## INSTRUCTIONS FOR THE TASK
Check each line for the string "styles". Give only the count of lines that have it.

## INFORMATION PROVIDED
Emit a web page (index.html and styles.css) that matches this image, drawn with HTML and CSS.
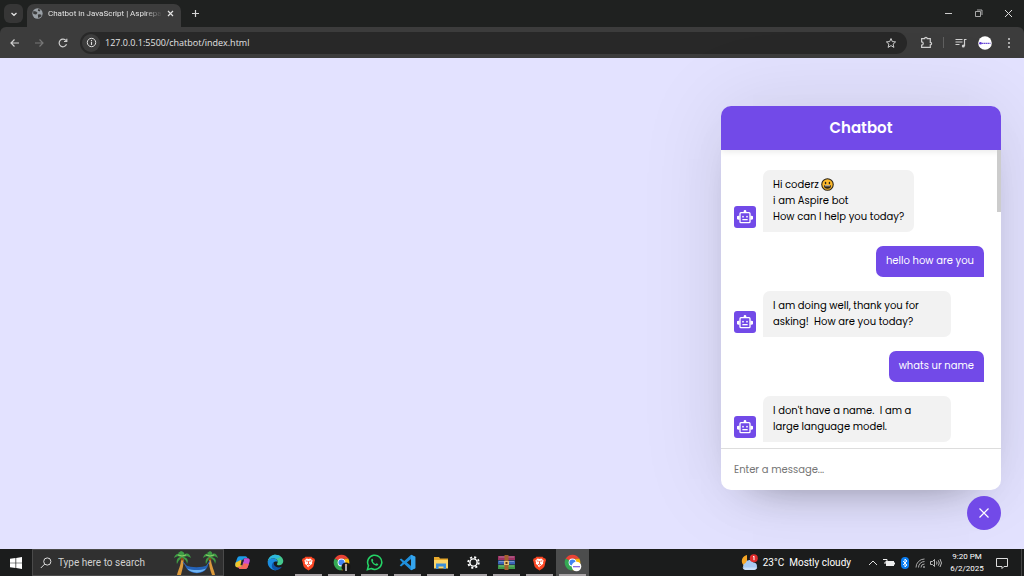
FILE: index.html
```html
<!DOCTYPE html>
<html lang="en">
<head>
  <meta charset="UTF-8" />
  <meta name="viewport" content="width=device-width, initial-scale=1.0"/>
  <title>Chatbot in JavaScript</title>
  <link rel="stylesheet" href="styles.css">
</head>
<body>

  <!-- shared icon shapes -->
  <svg class="sprite" width="0" height="0" aria-hidden="true">
    <symbol id="robot" viewBox="0 0 24 24">
      <rect x="4.500" y="5.500" width="15" height="15" rx="1.500" fill="none" stroke="currentColor" stroke-width="2"/>
      <path d="M10 5V3.500a2 2 0 0 1 4 0V5zM4 10H2.500a1.500 1.500 0 0 0 0 6H4zM20 10h1.500a1.500 1.500 0 0 1 0 6H20z" fill="currentColor"/>
      <circle cx="9" cy="11.500" r="1.300" fill="currentColor"/>
      <circle cx="15" cy="11.500" r="1.300" fill="currentColor"/>
      <path d="M8 16h8" stroke="currentColor" stroke-width="2"/>
    </symbol>
    <symbol id="brave" viewBox="0 0 24 24">
      <path d="M7 2h10l2 2.500 2-.3 1.500 3.300-.8 2L20 17c-.6 2.400-5 4.700-8 7-3-2.300-7.400-4.600-8-7L2.300 9.500l-.8-2L3 4.200l2 .3z" fill="#fb4522"/>
      <path d="M12 5.500l3-.7 3.800 3.500-1.200 2.200.3 2.500-3.400 3-2.500 1.500L12 19l-2-1.500L9.500 16l-3.400-3 .3-2.500-1.200-2.200L9 4.800z" fill="#fff"/>
      <path d="M7.500 8.500l3 .8M16.500 8.500l-3 .8M12 9v5M9.500 14L12 15l2.500-1" stroke="#fb4522" stroke-width="1.400" fill="none"/>
    </symbol>
    <symbol id="chrome" viewBox="0 0 24 24">
      <path d="M12 12L2.470 6.500A11 11 0 0 1 21.530 6.500H12z" fill="#ea4335"/>
      <path d="M2.470 6.500A11 11 0 0 0 12 23l5-8.500L12 12z" fill="#34a853"/>
      <path d="M21.530 6.500A11 11 0 0 1 12 23l5-8.500-1-8z" fill="#fbbc05"/>
      <path d="M12 6.500h9.500" stroke="#ea4335" stroke-width="1"/>
      <circle cx="12" cy="12" r="5.500" fill="#fff"/>
      <circle cx="12" cy="12" r="4.300" fill="#4285f4"/>
    </symbol>
  </svg>

  <div class="browser">
    <div class="tab-strip">
      <button class="tab-search" aria-label="Search tabs">
        <svg width="8" height="8" viewBox="0 0 8 8"><path d="M1.500 3L4 5.300 6.500 3" fill="none" stroke="#e3e3e3" stroke-width="1.300"/></svg>
      </button>
      <div class="tab">
        <svg width="11" height="11" viewBox="0 0 16 16"><circle cx="8" cy="8" r="7.500" fill="#9aa0a6"/><path d="M2 4.500l4 .5 2 2-1.500 2-2 .3L1.500 8zM9 1.500l3.500 1L11 5 8.500 4zM8.500 9.500l3-.5 2.500 1-1.500 3L9 14.500z" fill="#3c3c3c"/></svg>
        <span class="tab-title">Chatbot in JavaScript | Aspirepa</span>
        <button aria-label="Close tab">
          <svg width="7" height="7" viewBox="0 0 7 7"><path d="M1 1l5 5M6 1L1 6" stroke="#e3e3e3" stroke-width="1.200"/></svg>
        </button>
      </div>
      <button class="new-tab" aria-label="New tab">
        <svg width="9" height="9" viewBox="0 0 9 9"><path d="M4.500 1v7M1 4.500h7" stroke="#d5d5d5" stroke-width="1.200"/></svg>
      </button>
      <div class="window-controls">
        <button aria-label="Minimize"><svg width="9" height="9" viewBox="0 0 9 9"><path d="M1 4.500h7" stroke="#ccc"/></svg></button>
        <button aria-label="Restore"><svg width="9" height="9" viewBox="0 0 9 9"><path d="M1.500 2.500h5v5h-5zM3 1h5v5" fill="none" stroke="#ccc" stroke-width=".8"/></svg></button>
        <button aria-label="Close"><svg width="9" height="9" viewBox="0 0 9 9"><path d="M1 1l7 7M8 1L1 8" stroke="#ddd"/></svg></button>
      </div>
    </div>
    <div class="toolbar">
      <button aria-label="Back"><svg width="12" height="12" viewBox="0 0 12 12"><path d="M10 6H2M5.500 2.500L2 6l3.500 3.500" fill="none" stroke="#d0d0d0" stroke-width="1.200"/></svg></button>
      <button aria-label="Forward"><svg width="12" height="12" viewBox="0 0 12 12"><path d="M2 6h8M6.500 2.500L10 6 6.500 9.500" fill="none" stroke="#777" stroke-width="1.200"/></svg></button>
      <button aria-label="Reload"><svg width="12" height="12" viewBox="0 0 12 12"><path d="M9.500 7.300A3.800 3.800 0 1 1 9 3.700M9.800 1.800v2.700H7" fill="none" stroke="#d0d0d0" stroke-width="1.200"/></svg></button>
      <div class="address">
        <button class="site-info" aria-label="View site information">
          <svg width="11" height="11" viewBox="0 0 11 11"><circle cx="5.500" cy="5.500" r="4.200" fill="none" stroke="#ddd"/><path d="M5.500 5v3M5.500 3v1.200" stroke="#ddd" stroke-width="1.100"/></svg>
        </button>
        <input type="text" aria-label="Address" value="127.0.0.1:5500/chatbot/index.html">
        <button aria-label="Bookmark"><svg width="12" height="12" viewBox="0 0 12 12"><path d="M6 1.500l1.300 3.100 3.300.3-2.500 2.200.8 3.300L6 8.600l-2.900 1.800.8-3.300L1.400 4.900l3.300-.3z" fill="none" stroke="#d0d0d0"/></svg></button>
      </div>
      <button class="extensions" aria-label="Extensions"><svg width="13" height="13" viewBox="0 0 12 12"><path d="M1.500 2.500h2.800a1.200 1.200 0 0 1 2.400 0h2.800v3.300a1.200 1.200 0 0 1 0 2.400v2.300h-8V8.500a1.500 1.500 0 0 0 0-3z" fill="none" stroke="#d0d0d0" stroke-width="1.100"/></svg></button>
      <span class="divider"></span>
      <button class="media" aria-label="Media"><svg width="12" height="12" viewBox="0 0 12 12"><path d="M.5 2.500h7M.5 5h7M.5 7.500h4M9.500 9V2.500h2" fill="none" stroke="#d0d0d0" stroke-width="1.200"/><circle cx="8.300" cy="9" r="1.500" fill="#d0d0d0"/></svg></button>
      <button class="profile" aria-label="Profile"><svg width="14" height="14" viewBox="0 0 14 14"><circle cx="7" cy="7" r="6.800" fill="#fff"/><circle cx="2.500" cy="7.300" r="1.300" fill="#5b35d5"/><path d="M4 7.400h8.500" stroke="#6d50d8" stroke-width="1.300" stroke-dasharray="1.500 .4"/></svg></button>
      <button aria-label="Menu"><svg width="12" height="12" viewBox="0 0 12 12" fill="#d0d0d0"><circle cx="6" cy="2" r="1"/><circle cx="6" cy="6" r="1"/><circle cx="6" cy="10" r="1"/></svg></button>
    </div>
  </div>

  <main class="page">
    <section class="chatbot">
      <header><h2>Chatbot</h2></header>
      <div class="chat-body">
        <ul class="chatbox">
          <li class="chat incoming">
            <span class="avatar"><svg width="16" height="16"><use href="#robot"/></svg></span>
            <p>Hi coderz <svg class="emoji" width="13" height="13" viewBox="0 0 12 12"><circle cx="6" cy="6" r="5.300" fill="#fdb92b" stroke="#2b2418"/><ellipse cx="4.200" cy="4.600" rx=".7" ry="1.100" fill="#2b2418"/><ellipse cx="7.800" cy="4.600" rx=".7" ry="1.100" fill="#2b2418"/><path d="M2.700 6.600h6.600A3.300 3.300 0 0 1 2.700 6.600z" fill="#2b2418"/><path d="M3.500 6.900h5v.8h-5z" fill="#fff"/></svg><br>i am Aspire bot<br>How can I help you today?</p>
          </li>
          <li class="chat outgoing"><p>hello how are you</p></li>
          <li class="chat incoming">
            <span class="avatar"><svg width="16" height="16"><use href="#robot"/></svg></span>
            <p class="long">I am doing well, thank you for<br>asking!&nbsp; How are you today?</p>
          </li>
          <li class="chat outgoing"><p>whats ur name</p></li>
          <li class="chat incoming">
            <span class="avatar"><svg width="16" height="16"><use href="#robot"/></svg></span>
            <p class="long">I don't have a name.&nbsp; I am a<br>large language model.</p>
          </li>
        </ul>
        <span class="scroll-thumb"></span>
      </div>
      <form class="chat-input">
        <textarea rows="1" placeholder="Enter a message..." aria-label="Message"></textarea>
      </form>
    </section>
    <button class="chatbot-toggler" aria-label="Close chat">
      <svg width="12" height="12" viewBox="0 0 12 12"><path d="M1.500 1.500l9 9M10.500 1.500l-9 9" stroke="#fff" stroke-width="1.200"/></svg>
    </button>
  </main>

  <footer class="taskbar">
    <button class="start" aria-label="Start"><svg width="12" height="12" viewBox="0 0 12 12" fill="#fff"><path d="M0 1.700L5.500 1v4.700H0zM6.200.9L12 0v5.700H6.200zM0 6.300h5.500V11L0 10.300zM6.200 6.300H12V12l-5.800-.9z"/></svg></button>
    <label class="search">
      <svg width="12" height="12" viewBox="0 0 12 12"><circle cx="7.300" cy="4.500" r="3.600" fill="none" stroke="#ddd"/><path d="M4.700 7.100L.8 11" stroke="#ddd"/></svg>
      <input type="text" placeholder="Type here to search" aria-label="Type here to search">
      <svg width="46" height="24" viewBox="0 0 46 24">
        <path d="M4 24c1-5 4-9 4-16h2.500C11 14 9 19 8 24zM42 24c-1-6-4-10-4-16h-2c-.5 5 1 11 3 16z" fill="#dc9a3c"/>
        <path d="M10 11l4 5M37 10l-4 6" fill="none" stroke="#3a6fc0"/>
        <path d="M12 14c7 3 16 3 23 0-2 11-20 11-23 0z" fill="#2563b8"/>
        <path d="M14 17.500c6 2 13 2 19 0-3 5.500-15 5.500-19 0z" fill="#6fb4f2"/>
        <path d="M9 5C6 1 2 3 1 7c3-2 5-2 6-1-3 1-4 4-3 7 2-4 3-5 5-6 3 1 5 3 5 6 2-4 0-6-3-7 2-1 4-1 7 1-1-4-4-6-7-3 1-2 0-3-3-4l-3 2z" fill="#3f9c45"/>
        <path d="M37 5c-3-4-6-2-7 2 3-2 4-2 6-1-3 1-4 4-3 7 2-4 3-5 4-6 3 1 5 3 5 6 2-4 0-6-3-7 2-1 3-1 6 1-1-4-4-6-6-3 1-2 0-3-2-4l-3 2z" fill="#3f9c45"/>
        <path d="M9 5l4-1M9 5L5 4M37 5l4-1M37 5l-4-1" stroke="#8fd06a" fill="none"/>
        <circle cx="9" cy="8" r="1.500" fill="#8a4b1d"/><circle cx="37" cy="8" r="1.500" fill="#8a4b1d"/>
      </svg>
    </label>
    <div class="apps">
      <button aria-label="Copilot"><svg width="17" height="17" viewBox="0 0 24 24"><path d="M8 3h8c2 0 2.500 1.500 3 3l-5 0-3.500 12H5c-3 0-4-2-3-5l2.500-7C5.300 4 6 3 8 3z" fill="#1c9be8"/><path d="M2.500 12L10 8l2 6-1.500 5H5c-3 0-4-3-2.500-7z" fill="#f0c52a"/><path d="M16 21H9c-2 0-2.500-1.500-3-3h5L14.500 6H19c3 0 4 2 3 5l-2.500 7c-.8 2-1.500 3-3.500 3z" fill="#c84fd0"/><path d="M14 13l7 1-1.500 4c-.8 2-1.500 3-3.500 3H9c-2 0-2.500-1.500-3-3h5z" fill="#f5675b"/><path d="M11 8h3l-2.500 8H9z" fill="#262626"/></svg></button>
      <button aria-label="Edge"><svg width="17" height="17" viewBox="0 0 24 24"><path d="M1 11C2 4 7 1 12 1c7 0 11 5 11 9 0 4-3 6-6 6-2 0-3-1-3-2 1-1 1-2 1-3 0-3-3-5-6-5-4 0-7 2-8 5z" fill="#45c98f"/><path d="M1 11C2 4 7 1 12 1c3 0 5 1 7 2.500C17 6 14 7 11 6 6 5 3 8 1 11z" fill="#2db7dc"/><path d="M1 12c0-4 4-6 8-6 3 0 6 2 6 5-5-2-8 2-6 7 1 3 3 4 4 5C6 23 1 18 1 12z" fill="#1b8de0"/><path d="M10 11c-2 5 3 10 11 7-2 3-5 5-9 5-6-1-7-9-2-12z" fill="#0f55a8"/></svg></button>
      <button class="open" aria-label="Brave"><svg width="15" height="16"><use href="#brave"/></svg></button>
      <button class="open" aria-label="Chrome, first profile"><svg width="18" height="18" viewBox="0 0 18 18"><use href="#chrome" width="17" height="17"/><circle cx="13" cy="13" r="4.500" fill="#171717"/><path d="M13 10v7" stroke="#ddd" stroke-width="1.500"/><circle cx="13" cy="11" r="1.200" fill="#c9a48c"/></svg></button>
      <button class="open" aria-label="WhatsApp"><svg width="17" height="17" viewBox="0 0 24 24"><path d="M2 22l1.500-5.500A10 10 0 1 1 7.500 20.500z" fill="none" stroke="#25d366" stroke-width="2.200"/><path d="M7.500 7.500c1-1.500 2-1 2.500.5.500 1.200 0 1.500-.5 2.200 1 2 2.300 3.300 4.300 4 .8-1 1.200-1.300 2-.8 2 .9 1.900 1.300.9 2.600-2.700 2.600-10.700-3.600-9.200-8.500z" fill="#25d366"/></svg></button>
      <button class="open" aria-label="Visual Studio Code"><svg width="17" height="17" viewBox="0 0 24 24"><path d="M17 1l6 3v16l-6 3L7.500 14 3 17.500 1 16.300 5 12 1 7.700 3 6.500 7.500 10zM17 7l-6 5 6 5z" fill="#1f8fdc" fill-rule="evenodd"/><path d="M17 1l6 3v16l-6 3z" fill="#35a5ee"/></svg></button>
      <button class="open" aria-label="File Explorer"><svg width="16" height="14" viewBox="0 0 16 14"><path d="M1 1h5l1 1.500h8V12H1z" fill="#e8a92c"/><path d="M1 4h14v8.500H1z" fill="#fcd567"/><path d="M3 7.500h10V13h-2.500v-2.500h-5V13H3z" fill="#3c8fd8"/></svg></button>
      <button class="open" aria-label="Settings"><svg width="13" height="13" viewBox="0 0 14 14"><circle cx="7" cy="7" r="5.700" fill="none" stroke="#fff" stroke-width="2" stroke-dasharray="2.240 2.240"/><circle cx="7" cy="7" r="3.900" fill="none" stroke="#fff" stroke-width="1.600"/></svg></button>
      <button class="open" aria-label="WinRAR"><svg width="17" height="15" viewBox="0 0 17 15"><path d="M0 1h17v4H0z" fill="#9c3264"/><path d="M0 5.500h17v4H0z" fill="#3b65b8"/><path d="M0 10h17v4H0z" fill="#3e9a48"/><path d="M1 2h15M1 6.500h15M1 11h15" stroke="#ffffff" stroke-opacity=".3"/><path d="M6.500 0h4v15h-4z" fill="#a4612d"/><path d="M6 6h5v4H6z" fill="#e6c173"/><path d="M7.500 7h2v2h-2z" fill="#593018"/></svg></button>
      <button class="open" aria-label="Brave window"><svg width="15" height="16"><use href="#brave"/></svg></button>
      <button class="open active" aria-label="Chrome, second profile"><svg width="18" height="18" viewBox="0 0 18 18"><use href="#chrome" width="17" height="17"/><circle cx="12.500" cy="12.500" r="4.800" fill="#fff"/><path d="M9 12.700h7" stroke="#7a5ce0" stroke-width="1.200"/></svg></button>
    </div>
    <div class="tray">
      <button class="weather">
        <svg width="17" height="17" viewBox="0 0 17 17"><path d="M6 1a6 6 0 1 0 6 9L6 7z" fill="#f5a524"/><path d="M4.500 16a3.700 3.700 0 0 1 0-7 4.300 4.300 0 0 1 8-.5 3.800 3.800 0 0 1 .5 7.500z" fill="#a9caf3"/><path d="M1.500 13.500h14.800A3.700 3.700 0 0 1 13 16H4.500a3.600 3.600 0 0 1-3-2.500z" fill="#c9def8"/><circle cx="12.800" cy="4.200" r="4" fill="#e02b2b"/><path d="M12 3l1-.8V6.200" stroke="#fff" fill="none"/></svg>
        <span>23°C</span><span>Mostly cloudy</span>
      </button>
      <button aria-label="Show hidden icons"><svg width="10" height="10" viewBox="0 0 10 10"><path d="M1 7l4-4 4 4" fill="none" stroke="#ddd"/></svg></button>
      <button aria-label="Battery"><svg width="12" height="10" viewBox="0 0 12 10"><path d="M3 3h8v5H3zM11 4.500h1v2h-1z" fill="#eee"/><path d="M0 1.500h4v2.500H2V6" fill="none" stroke="#eee"/></svg></button>
      <button aria-label="Bluetooth"><svg width="10" height="12" viewBox="-1 0 10 12"><rect width="8" height="12" rx="4" fill="#0a7cf0"/><path d="M2 4l4 4-2 2V2l2 2-4 4" fill="none" stroke="#fff" stroke-width=".9"/></svg></button>
      <button aria-label="Network"><svg width="10" height="10" viewBox="0 0 10 10" fill="none" stroke="#aaa"><path d="M1 9.500A8.500 8.500 0 0 1 9.500 1M3.500 9.500a6 6 0 0 1 6-6M6 9.500A3.500 3.500 0 0 1 9.500 6"/><circle cx="9" cy="9" r=".6"/></svg></button>
      <button aria-label="Volume"><svg width="12" height="10" viewBox="0 0 12 10" fill="none" stroke="#ccc" stroke-width=".9"><path d="M.5 3.500h2l2-2v7l-2-2h-2zM6.500 3.500q1 1.500 0 3M8.300 2.300q2 2.700 0 5.400M10 1q3 4 0 8"/></svg></button>
      <button class="clock"><span>9:20 PM</span><span>6/2/2025</span></button>
      <button class="notifications" aria-label="Notifications"><svg width="12" height="12" viewBox="0 0 12 12"><path d="M.5 1.500h11v8H8l-2 2v-2H.5z" fill="none" stroke="#ddd"/></svg></button>
    </div>
  </footer>

</body>
</html>
```
FILE: styles.css
```css
* {
  margin: 0;
  padding: 0;
  box-sizing: border-box;
}

body {
  display: flex;
  flex-direction: column;
  height: 100vh;
  overflow: hidden;
  background: #e3e2ff;
  font-family: "Segoe UI", Roboto, "Open Sans", sans-serif;
}

button,
input,
textarea {
  font: inherit;
  color: inherit;
  background: none;
  border: none;
  outline: none;
}

button {
  display: flex;
  align-items: center;
  justify-content: center;
  flex-shrink: 0;
  cursor: pointer;
}

svg {
  flex-shrink: 0;
}

.sprite {
  position: absolute;
}

/* browser window */
.browser {
  background: #1f2120;
  color: #e3e3e3;
}

.tab-strip {
  display: flex;
  align-items: center;
  height: 27px;
  padding-left: 4px;
}

.tab-search {
  width: 19px;
  height: 19px;
  border-radius: 6px;
  background: #363636;
}

.tab {
  display: flex;
  align-items: center;
  align-self: flex-end;
  gap: 5px;
  width: 154px;
  height: 23px;
  margin-left: 4px;
  padding: 0 7px 4px 5px;
  border-radius: 7px 7px 0 0;
  background: #3c3c3c;
}

.tab-title {
  flex: 1;
  white-space: nowrap;
  font-size: 8px;
  mask-image: linear-gradient(to right, #000 85%, transparent);
}

.new-tab {
  width: 28px;
  height: 27px;
}

.window-controls {
  display: flex;
  margin-left: auto;
  padding-right: 1px;
}

.window-controls button {
  width: 30px;
  height: 27px;
}

.toolbar {
  display: flex;
  align-items: center;
  height: 31px;
  padding: 0 3px;
  border-radius: 6px 6px 0 0;
  background: #3c3c3c;
}

.toolbar > button {
  width: 24px;
  height: 24px;
}

.address {
  display: flex;
  align-items: center;
  flex: 1;
  height: 22px;
  margin-left: 5px;
  padding: 0 10px 0 2px;
  border-radius: 11px;
  background: #282828;
}

.address input {
  flex: 1;
  min-width: 0;
  padding: 0 5px;
  font-family: "Open Sans", sans-serif;
  font-size: 9px;
}

.site-info {
  width: 18px;
  height: 18px;
  border-radius: 50%;
  background: #3c3c3c;
}

.toolbar .extensions {
  margin-left: 7px;
}

.divider {
  width: 1px;
  height: 11px;
  margin: 0 5px;
  background: #606060;
}

/* chat widget */
.page {
  display: flex;
  flex: 1;
  flex-direction: column;
  align-items: flex-end;
  justify-content: flex-end;
  gap: 6px;
  min-height: 0;
  padding: 0 23px 19px;
  font-family: "Poppins", "Inter", sans-serif;
}

.chatbot {
  width: 280px;
  overflow: hidden;
  border-radius: 10px;
  background: #fff;
  box-shadow: 0 0 85px rgba(0, 0, 0, 0.1), 0 21px 43px -32px rgba(0, 0, 0, 0.5);
}

.chatbot header {
  position: relative;
  padding: 10px 0;
  text-align: center;
  color: #fff;
  background: #724ae8;
  box-shadow: 0 1px 7px rgba(0, 0, 0, 0.1);
}

.chatbot h2 {
  font-size: 15px;
  line-height: 24px;
  font-weight: 600;
}

.chat-body {
  position: relative;
}

.chatbox {
  display: flex;
  flex-direction: column;
  gap: 14px;
  padding: 20px 17px 6px 13px;
  list-style: none;
}

.chat {
  display: flex;
  align-items: flex-end;
  gap: 7px;
}

.outgoing {
  justify-content: flex-end;
}

.chat p {
  max-width: 75%;
  padding: 7px 10px;
  border-radius: 7px 7px 7px 0;
  background: #f2f2f2;
  font-size: 10px;
  line-height: 16px;
}

.chat .long {
  width: 75%;
}

.outgoing p {
  padding-bottom: 8px;
  border-radius: 7px 7px 0 7px;
  color: #fff;
  background: #724ae8;
}

.avatar {
  display: flex;
  align-items: center;
  justify-content: center;
  width: 22px;
  height: 22px;
  margin-bottom: 4px;
  border-radius: 3px;
  color: #fff;
  background: #724ae8;
}

.emoji {
  vertical-align: -3px;
}

.scroll-thumb {
  position: absolute;
  top: 0;
  right: 0;
  width: 4px;
  height: 62px;
  background: #ccc;
}

.chat-input {
  display: flex;
  padding: 12px 13px;
  border-top: 1px solid #ddd;
}

.chat-input textarea {
  flex: 1;
  height: 17px;
  overflow: hidden;
  resize: none;
  font-size: 10px;
  line-height: 17px;
}

.chat-input textarea::placeholder {
  color: #757575;
}

.chatbot-toggler {
  width: 34px;
  height: 34px;
  border-radius: 50%;
  background: #724ae8;
}

/* taskbar */
.taskbar {
  display: flex;
  height: 27px;
  color: #fff;
  background: #1b1c1c;
  font-size: 10px;
}

.start {
  width: 32px;
}

.search {
  display: flex;
  align-items: center;
  gap: 6px;
  width: 192px;
  padding: 0 4px 0 7px;
  border: 1px solid #4a4a4a;
  background: #303030;
}

.search input {
  flex: 1;
  min-width: 0;
}

.search input::placeholder {
  color: #d0d0d0;
}

.apps {
  display: flex;
  margin-left: 2px;
}

.apps button {
  position: relative;
  width: 33px;
}

.apps .open::after {
  content: "";
  position: absolute;
  right: 3px;
  bottom: 0;
  left: 3px;
  height: 2px;
  background: #a8a3a6;
}

.apps .active {
  background: #4c4d4d;
}

.tray {
  display: flex;
  gap: 5px;
  margin-left: auto;
  padding-right: 9px;
  border-right: 1px solid #444;
  margin-right: 2px;
}

.weather {
  gap: 5px;
  margin-right: 12px;
}

.clock {
  flex-direction: column;
  width: 40px;
  font-size: 8px;
  line-height: 12px;
}

.notifications {
  width: 20px;
}
```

## ANSWER BELOW
3